No, estos seres que con actitud carroñera sacan sus beneficios de entre la podredumbre y los desperdicios, incluso parece gustarles la labor que realizan, sentir vocación de ello;  no lo hacen por necesidad, tampoco parecen tener las mínimas capacidades necesarias para la concreción de un periodismo en serio, y ensalzan incluso y enarbolan la tan mentada “libertad de expresión”, acompañados en la pantalla por videographs con faltas ortográficas, cuando no de sintaxis.
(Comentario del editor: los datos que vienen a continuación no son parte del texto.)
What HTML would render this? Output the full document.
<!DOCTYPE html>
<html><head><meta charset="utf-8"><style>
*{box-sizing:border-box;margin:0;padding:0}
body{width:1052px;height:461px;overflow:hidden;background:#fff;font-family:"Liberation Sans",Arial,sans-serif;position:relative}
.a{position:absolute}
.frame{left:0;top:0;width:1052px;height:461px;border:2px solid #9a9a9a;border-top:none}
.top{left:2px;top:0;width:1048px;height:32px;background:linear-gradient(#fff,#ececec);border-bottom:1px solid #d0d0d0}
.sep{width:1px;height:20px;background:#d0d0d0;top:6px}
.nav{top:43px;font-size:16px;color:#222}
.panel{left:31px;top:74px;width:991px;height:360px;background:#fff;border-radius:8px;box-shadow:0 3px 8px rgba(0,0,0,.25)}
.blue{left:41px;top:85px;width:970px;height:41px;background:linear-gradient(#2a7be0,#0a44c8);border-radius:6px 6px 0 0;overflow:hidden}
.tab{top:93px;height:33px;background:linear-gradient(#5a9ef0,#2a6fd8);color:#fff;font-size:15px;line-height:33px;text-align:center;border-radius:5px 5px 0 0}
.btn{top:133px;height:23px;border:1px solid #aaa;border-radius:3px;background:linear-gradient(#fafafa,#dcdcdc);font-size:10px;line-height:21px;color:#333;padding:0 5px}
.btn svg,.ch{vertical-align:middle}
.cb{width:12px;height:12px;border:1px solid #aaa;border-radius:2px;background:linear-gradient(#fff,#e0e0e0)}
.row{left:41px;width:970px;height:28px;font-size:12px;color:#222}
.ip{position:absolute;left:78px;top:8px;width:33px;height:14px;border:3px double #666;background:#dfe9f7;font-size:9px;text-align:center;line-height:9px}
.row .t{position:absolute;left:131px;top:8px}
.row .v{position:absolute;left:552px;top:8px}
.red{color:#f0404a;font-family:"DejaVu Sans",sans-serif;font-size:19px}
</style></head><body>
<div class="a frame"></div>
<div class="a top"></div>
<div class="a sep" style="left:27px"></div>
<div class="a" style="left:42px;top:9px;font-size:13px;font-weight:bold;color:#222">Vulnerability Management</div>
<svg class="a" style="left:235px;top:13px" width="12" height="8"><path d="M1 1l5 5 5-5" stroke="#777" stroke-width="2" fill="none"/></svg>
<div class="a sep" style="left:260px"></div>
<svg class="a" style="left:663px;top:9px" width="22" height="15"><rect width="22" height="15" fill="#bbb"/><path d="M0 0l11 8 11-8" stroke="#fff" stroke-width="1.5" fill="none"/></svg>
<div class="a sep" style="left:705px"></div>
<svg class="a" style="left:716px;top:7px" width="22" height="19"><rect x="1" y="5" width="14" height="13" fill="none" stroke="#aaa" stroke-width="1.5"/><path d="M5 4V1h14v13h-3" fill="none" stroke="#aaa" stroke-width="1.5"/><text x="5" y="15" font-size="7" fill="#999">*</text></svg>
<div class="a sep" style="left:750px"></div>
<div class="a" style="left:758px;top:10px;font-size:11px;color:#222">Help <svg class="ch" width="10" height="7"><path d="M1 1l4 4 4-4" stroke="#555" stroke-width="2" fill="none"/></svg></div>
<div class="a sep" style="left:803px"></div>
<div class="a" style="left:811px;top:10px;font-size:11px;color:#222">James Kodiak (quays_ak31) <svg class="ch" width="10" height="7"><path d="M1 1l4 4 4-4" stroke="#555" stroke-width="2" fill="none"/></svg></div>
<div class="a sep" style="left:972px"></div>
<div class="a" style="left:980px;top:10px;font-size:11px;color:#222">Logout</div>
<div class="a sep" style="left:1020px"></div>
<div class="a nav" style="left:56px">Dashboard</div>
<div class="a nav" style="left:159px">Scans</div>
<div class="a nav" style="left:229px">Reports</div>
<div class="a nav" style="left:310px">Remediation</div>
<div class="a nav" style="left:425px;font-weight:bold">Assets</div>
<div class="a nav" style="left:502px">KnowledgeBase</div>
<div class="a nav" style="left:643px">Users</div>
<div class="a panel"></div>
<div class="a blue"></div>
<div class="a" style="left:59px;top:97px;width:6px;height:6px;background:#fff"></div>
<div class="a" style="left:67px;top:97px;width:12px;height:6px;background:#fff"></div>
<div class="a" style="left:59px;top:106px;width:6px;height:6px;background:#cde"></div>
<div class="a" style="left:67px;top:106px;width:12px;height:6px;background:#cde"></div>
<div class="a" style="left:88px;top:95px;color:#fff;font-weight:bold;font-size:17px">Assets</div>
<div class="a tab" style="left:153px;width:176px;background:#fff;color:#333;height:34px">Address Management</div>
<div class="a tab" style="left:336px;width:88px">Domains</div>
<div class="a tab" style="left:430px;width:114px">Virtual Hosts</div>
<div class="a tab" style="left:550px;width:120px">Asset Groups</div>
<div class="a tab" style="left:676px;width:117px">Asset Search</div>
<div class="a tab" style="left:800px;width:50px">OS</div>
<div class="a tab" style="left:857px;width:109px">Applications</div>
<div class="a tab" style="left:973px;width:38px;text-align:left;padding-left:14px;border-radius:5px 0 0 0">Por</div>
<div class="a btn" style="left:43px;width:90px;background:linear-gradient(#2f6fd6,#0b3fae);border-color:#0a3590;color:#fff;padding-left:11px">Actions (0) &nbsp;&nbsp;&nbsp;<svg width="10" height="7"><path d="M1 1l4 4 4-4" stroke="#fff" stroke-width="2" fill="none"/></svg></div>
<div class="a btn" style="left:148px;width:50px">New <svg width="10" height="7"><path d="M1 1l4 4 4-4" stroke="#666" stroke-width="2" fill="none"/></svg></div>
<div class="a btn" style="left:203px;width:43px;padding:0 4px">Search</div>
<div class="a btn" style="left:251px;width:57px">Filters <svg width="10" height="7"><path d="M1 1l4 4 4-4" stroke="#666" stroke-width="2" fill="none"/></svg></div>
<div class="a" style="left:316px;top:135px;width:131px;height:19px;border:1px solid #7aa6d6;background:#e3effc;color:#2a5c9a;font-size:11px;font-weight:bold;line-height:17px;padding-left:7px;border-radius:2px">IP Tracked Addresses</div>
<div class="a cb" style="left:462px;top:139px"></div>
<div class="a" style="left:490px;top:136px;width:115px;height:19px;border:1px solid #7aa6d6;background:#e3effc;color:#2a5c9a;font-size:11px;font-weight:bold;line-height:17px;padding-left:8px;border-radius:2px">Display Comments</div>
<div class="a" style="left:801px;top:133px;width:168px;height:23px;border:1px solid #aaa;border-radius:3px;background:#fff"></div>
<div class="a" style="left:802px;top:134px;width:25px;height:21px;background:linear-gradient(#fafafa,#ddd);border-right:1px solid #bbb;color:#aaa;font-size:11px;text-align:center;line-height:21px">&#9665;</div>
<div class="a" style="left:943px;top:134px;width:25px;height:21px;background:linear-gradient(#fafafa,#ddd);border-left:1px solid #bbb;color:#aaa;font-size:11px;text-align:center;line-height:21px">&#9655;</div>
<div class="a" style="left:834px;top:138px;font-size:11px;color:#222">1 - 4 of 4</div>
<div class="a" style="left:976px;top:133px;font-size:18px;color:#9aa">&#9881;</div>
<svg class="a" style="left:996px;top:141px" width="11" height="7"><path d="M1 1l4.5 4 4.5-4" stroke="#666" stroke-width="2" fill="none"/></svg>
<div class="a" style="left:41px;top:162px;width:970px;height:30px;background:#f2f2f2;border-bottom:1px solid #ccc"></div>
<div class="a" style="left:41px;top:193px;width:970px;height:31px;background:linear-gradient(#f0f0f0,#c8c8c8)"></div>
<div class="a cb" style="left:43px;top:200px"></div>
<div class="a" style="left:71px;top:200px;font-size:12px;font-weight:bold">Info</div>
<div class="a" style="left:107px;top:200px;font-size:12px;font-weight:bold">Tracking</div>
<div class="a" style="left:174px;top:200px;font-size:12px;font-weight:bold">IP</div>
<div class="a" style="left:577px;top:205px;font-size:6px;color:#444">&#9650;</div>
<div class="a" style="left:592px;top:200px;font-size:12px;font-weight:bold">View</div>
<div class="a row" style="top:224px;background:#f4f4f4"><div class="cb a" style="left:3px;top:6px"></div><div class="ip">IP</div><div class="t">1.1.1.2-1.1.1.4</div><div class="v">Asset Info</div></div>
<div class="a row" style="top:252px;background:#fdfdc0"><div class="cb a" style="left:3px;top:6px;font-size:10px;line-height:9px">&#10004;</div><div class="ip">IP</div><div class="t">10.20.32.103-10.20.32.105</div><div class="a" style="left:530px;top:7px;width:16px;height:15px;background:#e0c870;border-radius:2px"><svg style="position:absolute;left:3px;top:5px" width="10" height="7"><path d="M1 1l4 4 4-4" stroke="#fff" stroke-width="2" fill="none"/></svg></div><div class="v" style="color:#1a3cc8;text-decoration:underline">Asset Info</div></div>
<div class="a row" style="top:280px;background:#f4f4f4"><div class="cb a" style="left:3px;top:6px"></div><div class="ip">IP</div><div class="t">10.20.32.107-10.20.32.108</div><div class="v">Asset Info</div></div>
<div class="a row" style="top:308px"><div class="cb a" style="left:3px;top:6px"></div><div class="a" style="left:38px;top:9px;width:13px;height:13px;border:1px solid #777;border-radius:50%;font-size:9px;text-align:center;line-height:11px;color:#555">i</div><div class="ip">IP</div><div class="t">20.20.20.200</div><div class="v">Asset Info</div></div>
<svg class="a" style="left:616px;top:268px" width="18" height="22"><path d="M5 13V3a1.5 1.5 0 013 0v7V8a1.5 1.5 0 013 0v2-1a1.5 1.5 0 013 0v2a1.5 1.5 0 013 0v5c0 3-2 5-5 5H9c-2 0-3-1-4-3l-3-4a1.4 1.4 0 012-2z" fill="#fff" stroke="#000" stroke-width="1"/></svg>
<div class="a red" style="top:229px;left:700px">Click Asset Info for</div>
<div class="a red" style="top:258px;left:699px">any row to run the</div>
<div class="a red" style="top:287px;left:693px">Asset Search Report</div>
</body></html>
Habrá entonces que empezar a pensar qué pasa en las escuelas de periodismo, que terminan por darles títulos a personajes tan despreciables, tan obtusos, tan precarios en su formación, que apenas si saben sostener un micrófono en la mano.
También como tele-espectadores deberíamos saber elegir la calidad de productos que queremos consumir, y que también queremos que consuman nuestros hijos.
Un punto de rating equivale a 100.000 personas, al menos en Argentina. Un punto de rating es un rotundo fracaso en una sola emisión televisiva, pero sería un éxito impensable de alcanzar en una temporada teatral, en el mayor de los casos. Solemos no ver programas, “porque no los ve nadie”; ningún programa en cartel tiene menos de un punto de rating.
Como siempre, la modificación de este mundo en que vivimos, algunos de sus rasgos, pero no menos importantes (de esos que como por efecto dominó podrían producir otros cambios) están al alcance de nuestra mano, a un simple click en este caso, en el comando remoto, pero por lo general preferimos echarles la culpa de nuestra suerte a los gobernantes.